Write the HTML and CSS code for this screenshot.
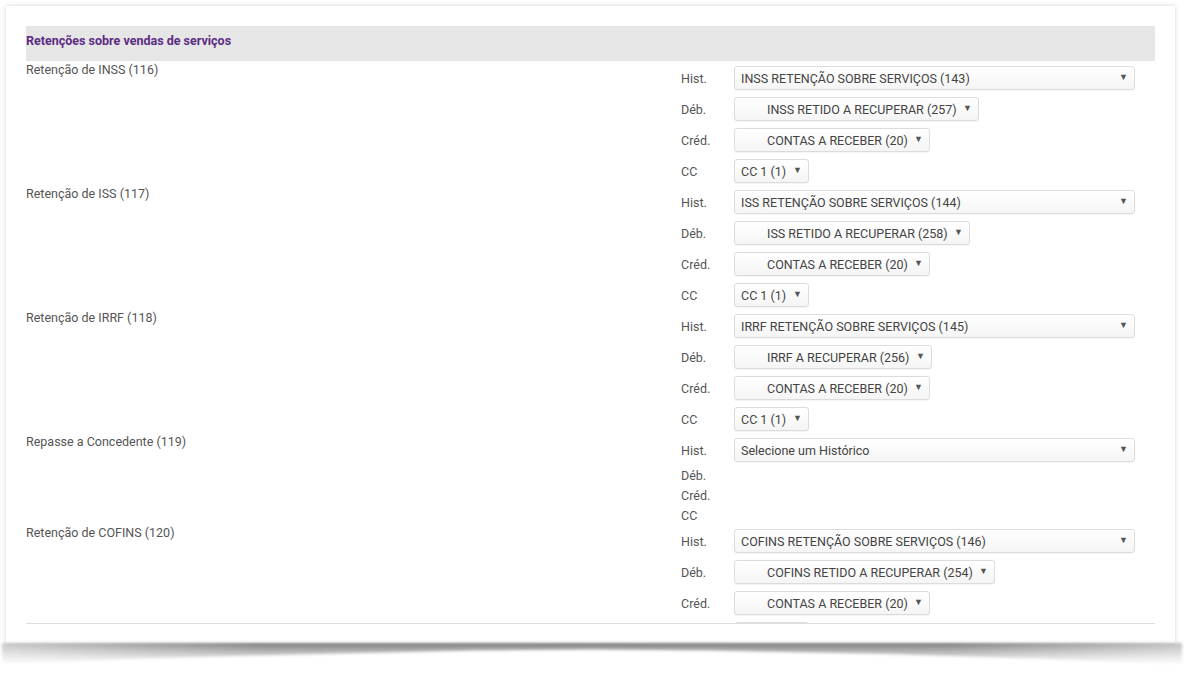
FILE: index.html
```html
<!DOCTYPE html>
<html lang="pt-BR">
<head>
    <meta charset="UTF-8">
    <title>Retenções sobre vendas de serviços</title>
    <link rel="stylesheet" href="styles.css">
</head>
<body>
    <div class="pagina">
        <div class="card">
            <div class="cabecalho">Retenções sobre vendas de serviços</div>

            <div class="lista">
                <!-- INSS -->
                <div class="grupo">
                    <div class="grupo-nome">Retenção de INSS (116)</div>
                    <div class="campos">
                        <div class="campo">
                            <label>Hist.</label>
                            <span class="sel"><select class="hist"><option>INSS RETENÇÃO SOBRE SERVIÇOS (143)</option></select></span>
                        </div>
                        <div class="campo">
                            <label>Déb.</label>
                            <span class="sel"><select class="conta"><option>INSS RETIDO A RECUPERAR (257)</option></select></span>
                        </div>
                        <div class="campo">
                            <label>Créd.</label>
                            <span class="sel"><select class="conta"><option>CONTAS A RECEBER (20)</option></select></span>
                        </div>
                        <div class="campo">
                            <label>CC</label>
                            <span class="sel"><select><option>CC 1 (1)</option></select></span>
                        </div>
                    </div>
                </div>

                <!-- ISS -->
                <div class="grupo">
                    <div class="grupo-nome">Retenção de ISS (117)</div>
                    <div class="campos">
                        <div class="campo">
                            <label>Hist.</label>
                            <span class="sel"><select class="hist"><option>ISS RETENÇÃO SOBRE SERVIÇOS (144)</option></select></span>
                        </div>
                        <div class="campo">
                            <label>Déb.</label>
                            <span class="sel"><select class="conta"><option>ISS RETIDO A RECUPERAR (258)</option></select></span>
                        </div>
                        <div class="campo">
                            <label>Créd.</label>
                            <span class="sel"><select class="conta"><option>CONTAS A RECEBER (20)</option></select></span>
                        </div>
                        <div class="campo">
                            <label>CC</label>
                            <span class="sel"><select><option>CC 1 (1)</option></select></span>
                        </div>
                    </div>
                </div>

                <!-- IRRF -->
                <div class="grupo">
                    <div class="grupo-nome">Retenção de IRRF (118)</div>
                    <div class="campos">
                        <div class="campo">
                            <label>Hist.</label>
                            <span class="sel"><select class="hist"><option>IRRF RETENÇÃO SOBRE SERVIÇOS (145)</option></select></span>
                        </div>
                        <div class="campo">
                            <label>Déb.</label>
                            <span class="sel"><select class="conta"><option>IRRF A RECUPERAR (256)</option></select></span>
                        </div>
                        <div class="campo">
                            <label>Créd.</label>
                            <span class="sel"><select class="conta"><option>CONTAS A RECEBER (20)</option></select></span>
                        </div>
                        <div class="campo">
                            <label>CC</label>
                            <span class="sel"><select><option>CC 1 (1)</option></select></span>
                        </div>
                    </div>
                </div>

                <!-- Repasse: sem histórico escolhido -->
                <div class="grupo">
                    <div class="grupo-nome">Repasse a Concedente (119)</div>
                    <div class="campos">
                        <div class="campo">
                            <label>Hist.</label>
                            <span class="sel"><select class="hist"><option>Selecione um Histórico</option></select></span>
                        </div>
                        <div class="campo"><label>Déb.</label></div>
                        <div class="campo"><label>Créd.</label></div>
                        <div class="campo"><label>CC</label></div>
                    </div>
                </div>

                <!-- COFINS -->
                <div class="grupo">
                    <div class="grupo-nome">Retenção de COFINS (120)</div>
                    <div class="campos">
                        <div class="campo">
                            <label>Hist.</label>
                            <span class="sel"><select class="hist"><option>COFINS RETENÇÃO SOBRE SERVIÇOS (146)</option></select></span>
                        </div>
                        <div class="campo">
                            <label>Déb.</label>
                            <span class="sel"><select class="conta"><option>COFINS RETIDO A RECUPERAR (254)</option></select></span>
                        </div>
                        <div class="campo">
                            <label>Créd.</label>
                            <span class="sel"><select class="conta"><option>CONTAS A RECEBER (20)</option></select></span>
                        </div>
                        <div class="campo">
                            <label>CC</label>
                            <span class="sel"><select><option>CC 1 (1)</option></select></span>
                        </div>
                    </div>
                </div>
            </div>
        </div>
        <!-- sombra curva debaixo do cartão -->
        <div class="sombra"><div></div></div>
    </div>
</body>
</html>
```

FILE: styles.css
```css
body {
    margin: 0;
    background-color: #fff;
    font-family: 'Roboto', 'Liberation Sans', sans-serif;
    font-size: 12.5px;
    color: #555;
}

.pagina {
    padding: 6px 0 0 6px;
}

.card {
    width: 1169px;
    height: 637px;
    box-sizing: border-box;
    padding: 20px;
    background-color: #fff;
    box-shadow: 0 0 4px rgba(0,0,0,0.18);
}

.sombra {
    width: 1180px;
    height: 22px;
    margin-left: -4px;
    filter: blur(1.5px);
}

.sombra div {
    height: 100%;
    background:
        linear-gradient(to right, rgba(255,255,255,0.55), rgba(255,255,255,0) 22%, rgba(255,255,255,0) 80%, rgba(255,255,255,0.5)),
        linear-gradient(to bottom, rgba(0,0,0,0.5), rgba(0,0,0,0.12) 70%, rgba(0,0,0,0));
    clip-path: polygon(0 0, 100% 0, 100% 100%, 88% 72%, 75% 50%, 60% 34%, 50% 30%, 40% 34%, 25% 52%, 12% 70%, 0 95%);
}

.cabecalho {
    background-color: #e6e6e6;
    color: #5b2c83;
    font-weight: bold;
    line-height: 16px;
    padding: 7px 0 12px;
    border-bottom: 1px solid #fff;
}

.lista {
    height: 561px;
    overflow: hidden;
    border-bottom: 1px solid #ddd;
}

.grupo {
    display: grid;
    grid-template-columns: 655px 1fr;
}

.grupo-nome {
    padding-top: 1px;
    line-height: 14px;
}

.campo {
    display: flex;
    align-items: center;
    padding: 4px 0 3px;
    line-height: 13px;
}

.campo label {
    width: 53px;
    flex-shrink: 0;
}

.sel {
    position: relative;
    display: inline-block;
}

.sel::after {
    content: "\25BC";
    position: absolute;
    right: 7px;
    top: 6px;
    font-size: 9px;
    line-height: 11px;
    color: #555;
    pointer-events: none;
}

select {
    -webkit-appearance: none;
    appearance: none;
    height: 24px;
    margin: 0;
    padding: 0 21px 0 6px;
    border: 1px solid #dcdcdc;
    border-radius: 3px;
    background: linear-gradient(#fff, #f5f5f5);
    box-shadow: 0 1px 1px rgba(0,0,0,0.04);
    font-family: inherit;
    font-size: 12.5px;
    color: #444;
}

select.hist {
    width: 401px;
}

select.conta {
    padding-left: 32px;
}
```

────────────────────

Reproduce the material above verbatim; omit every picture.

Write the HTML and CSS code for this screenshot.
FILE: index.html
```html
<!DOCTYPE html>
<html lang="pt-BR">
<head>
    <meta charset="UTF-8">
    <title>Retenções sobre vendas de serviços</title>
    <link rel="stylesheet" href="styles.css">
</head>
<body>
    <div class="pagina">
        <div class="card">
            <div class="cabecalho">Retenções sobre vendas de serviços</div>

            <div class="lista">
                <!-- INSS -->
                <div class="grupo">
                    <div class="grupo-nome">Retenção de INSS (116)</div>
                    <div class="campos">
                        <div class="campo">
                            <label>Hist.</label>
                            <span class="sel"><select class="hist"><option>INSS RETENÇÃO SOBRE SERVIÇOS (143)</option></select></span>
                        </div>
                        <div class="campo">
                            <label>Déb.</label>
                            <span class="sel"><select class="conta"><option>INSS RETIDO A RECUPERAR (257)</option></select></span>
                        </div>
                        <div class="campo">
                            <label>Créd.</label>
                            <span class="sel"><select class="conta"><option>CONTAS A RECEBER (20)</option></select></span>
                        </div>
                        <div class="campo">
                            <label>CC</label>
                            <span class="sel"><select><option>CC 1 (1)</option></select></span>
                        </div>
                    </div>
                </div>

                <!-- ISS -->
                <div class="grupo">
                    <div class="grupo-nome">Retenção de ISS (117)</div>
                    <div class="campos">
                        <div class="campo">
                            <label>Hist.</label>
                            <span class="sel"><select class="hist"><option>ISS RETENÇÃO SOBRE SERVIÇOS (144)</option></select></span>
                        </div>
                        <div class="campo">
                            <label>Déb.</label>
                            <span class="sel"><select class="conta"><option>ISS RETIDO A RECUPERAR (258)</option></select></span>
                        </div>
                        <div class="campo">
                            <label>Créd.</label>
                            <span class="sel"><select class="conta"><option>CONTAS A RECEBER (20)</option></select></span>
                        </div>
                        <div class="campo">
                            <label>CC</label>
                            <span class="sel"><select><option>CC 1 (1)</option></select></span>
                        </div>
                    </div>
                </div>

                <!-- IRRF -->
                <div class="grupo">
                    <div class="grupo-nome">Retenção de IRRF (118)</div>
                    <div class="campos">
                        <div class="campo">
                            <label>Hist.</label>
                            <span class="sel"><select class="hist"><option>IRRF RETENÇÃO SOBRE SERVIÇOS (145)</option></select></span>
                        </div>
                        <div class="campo">
                            <label>Déb.</label>
                            <span class="sel"><select class="conta"><option>IRRF A RECUPERAR (256)</option></select></span>
                        </div>
                        <div class="campo">
                            <label>Créd.</label>
                            <span class="sel"><select class="conta"><option>CONTAS A RECEBER (20)</option></select></span>
                        </div>
                        <div class="campo">
                            <label>CC</label>
                            <span class="sel"><select><option>CC 1 (1)</option></select></span>
                        </div>
                    </div>
                </div>

                <!-- Repasse: sem histórico escolhido -->
                <div class="grupo">
                    <div class="grupo-nome">Repasse a Concedente (119)</div>
                    <div class="campos">
                        <div class="campo">
                            <label>Hist.</label>
                            <span class="sel"><select class="hist"><option>Selecione um Histórico</option></select></span>
                        </div>
                        <div class="campo"><label>Déb.</label></div>
                        <div class="campo"><label>Créd.</label></div>
                        <div class="campo"><label>CC</label></div>
                    </div>
                </div>

                <!-- COFINS -->
                <div class="grupo">
                    <div class="grupo-nome">Retenção de COFINS (120)</div>
                    <div class="campos">
                        <div class="campo">
                            <label>Hist.</label>
                            <span class="sel"><select class="hist"><option>COFINS RETENÇÃO SOBRE SERVIÇOS (146)</option></select></span>
                        </div>
                        <div class="campo">
                            <label>Déb.</label>
                            <span class="sel"><select class="conta"><option>COFINS RETIDO A RECUPERAR (254)</option></select></span>
                        </div>
                        <div class="campo">
                            <label>Créd.</label>
                            <span class="sel"><select class="conta"><option>CONTAS A RECEBER (20)</option></select></span>
                        </div>
                        <div class="campo">
                            <label>CC</label>
                            <span class="sel"><select><option>CC 1 (1)</option></select></span>
                        </div>
                    </div>
                </div>
            </div>
        </div>
        <!-- sombra curva debaixo do cartão -->
        <div class="sombra"><div></div></div>
    </div>
</body>
</html>
```

FILE: styles.css
```css
body {
    margin: 0;
    background-color: #fff;
    font-family: 'Roboto', 'Liberation Sans', sans-serif;
    font-size: 12.5px;
    color: #555;
}

.pagina {
    padding: 6px 0 0 6px;
}

.card {
    width: 1169px;
    height: 637px;
    box-sizing: border-box;
    padding: 20px;
    background-color: #fff;
    box-shadow: 0 0 4px rgba(0,0,0,0.18);
}

.sombra {
    width: 1180px;
    height: 22px;
    margin-left: -4px;
    filter: blur(1.5px);
}

.sombra div {
    height: 100%;
    background:
        linear-gradient(to right, rgba(255,255,255,0.55), rgba(255,255,255,0) 22%, rgba(255,255,255,0) 80%, rgba(255,255,255,0.5)),
        linear-gradient(to bottom, rgba(0,0,0,0.5), rgba(0,0,0,0.12) 70%, rgba(0,0,0,0));
    clip-path: polygon(0 0, 100% 0, 100% 100%, 88% 72%, 75% 50%, 60% 34%, 50% 30%, 40% 34%, 25% 52%, 12% 70%, 0 95%);
}

.cabecalho {
    background-color: #e6e6e6;
    color: #5b2c83;
    font-weight: bold;
    line-height: 16px;
    padding: 7px 0 12px;
    border-bottom: 1px solid #fff;
}

.lista {
    height: 561px;
    overflow: hidden;
    border-bottom: 1px solid #ddd;
}

.grupo {
    display: grid;
    grid-template-columns: 655px 1fr;
}

.grupo-nome {
    padding-top: 1px;
    line-height: 14px;
}

.campo {
    display: flex;
    align-items: center;
    padding: 4px 0 3px;
    line-height: 13px;
}

.campo label {
    width: 53px;
    flex-shrink: 0;
}

.sel {
    position: relative;
    display: inline-block;
}

.sel::after {
    content: "\25BC";
    position: absolute;
    right: 7px;
    top: 6px;
    font-size: 9px;
    line-height: 11px;
    color: #555;
    pointer-events: none;
}

select {
    -webkit-appearance: none;
    appearance: none;
    height: 24px;
    margin: 0;
    padding: 0 21px 0 6px;
    border: 1px solid #dcdcdc;
    border-radius: 3px;
    background: linear-gradient(#fff, #f5f5f5);
    box-shadow: 0 1px 1px rgba(0,0,0,0.04);
    font-family: inherit;
    font-size: 12.5px;
    color: #444;
}

select.hist {
    width: 401px;
}

select.conta {
    padding-left: 32px;
}
```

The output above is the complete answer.